La Raza format sounds very sloppy and low bitrate, just like the old Activa 103.9 although they're different owners. Imaging has a strange echo that doesn't sound good. I wonder what the likelihood is that this was already in the works or being finalized when Audacy announced they were divesting 106.3? I can't say I've ever seen something happen so fast, at least not in this market.
 
93.7 HD4 and 98.9 HD2 are running Spanish programming, the same as 106.3, however all (including 106.3) have RDS showing what's playing on Magic's webstream currently.

La Raza format sounds very sloppy and low bitrate, just like the old Activa 103.9 although they're different owners. Imaging has a strange echo that doesn't sound good. I wonder what the likelihood is that this was already in the works or being finalized when Audacy announced they were divesting 106.3? I can't say I've ever seen something happen so fast, at least not in this market.

Sounds like 106.3/93.7HD4/98.9HD2 are being fed by a Barix Box or comrex briclink over the internet and thats going directly to the transmitters, but its Magic's automation is still running and outputting as normal.

I'm pretty sure RDS data can be transmitted over the internet to a transmitter, but i dont know how its accomplished
 
Sounds like 106.3/93.7HD4/98.9HD2 are being fed by a Barix Box or comrex briclink over the internet and thats going directly to the transmitters, but its Magic's automation is still running and outputting as normal.

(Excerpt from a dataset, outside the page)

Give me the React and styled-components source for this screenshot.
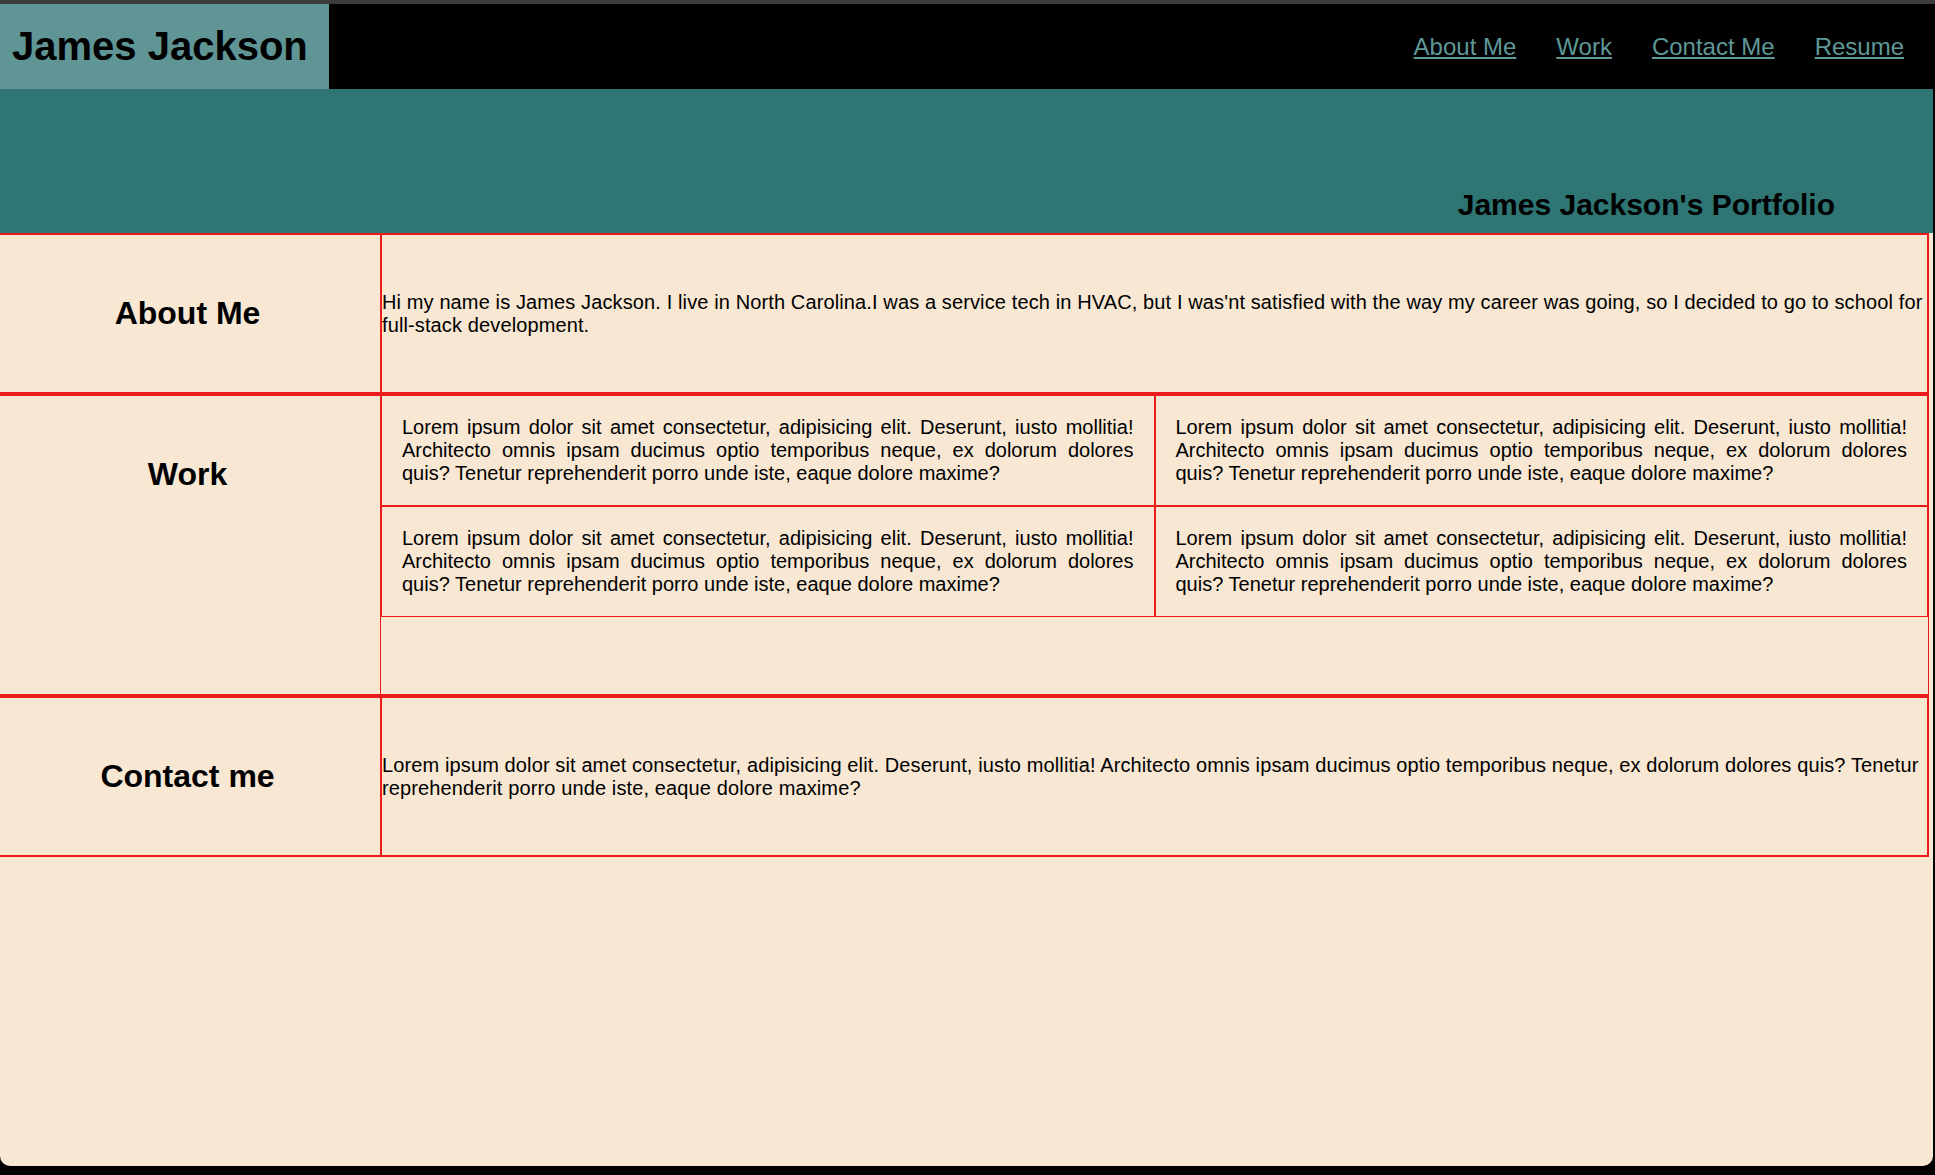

I'm pretty sure RDS data can be transmitted over the internet to a transmitter, but i dont know how its accomplished
Ah okay, makes sense. They’ve pulled the plug on the stream, so now nothing is showing in the “recently played” but the RDS/PAD is staying updated 🤪
 
Ah okay, makes sense. They’ve pulled the plug on the stream, so now nothing is showing in the “recently played” but the RDS/PAD is staying updated 🤪

Yup, sounds like RDS and Norsan are coming from two seperate sources, being fed in two different methods and both can operate at once.
 
The 105.7 translator didn't have RDS, so I wouldn't expect it soon on 106.3. Give the haste of this deal, technical work is probably being done in the most expedient way possible so they can get it closed.
 
Will they maintain the WSPA legacy call letters or change to something else?
It should be noted that originally WSPA radio and WSPA channel 7 TV were the same company, Spartan Broadcasting. Then they sold the radio stations, switched AM frequencies, and more recently moved from the strong 98.9 signal to the weaker 106.3. Today WSPA channel 7 is owned by Nexstar, and what was remaining of WSPA radio on 106.3 has now been sold by Audacy to Norsan/La Raza.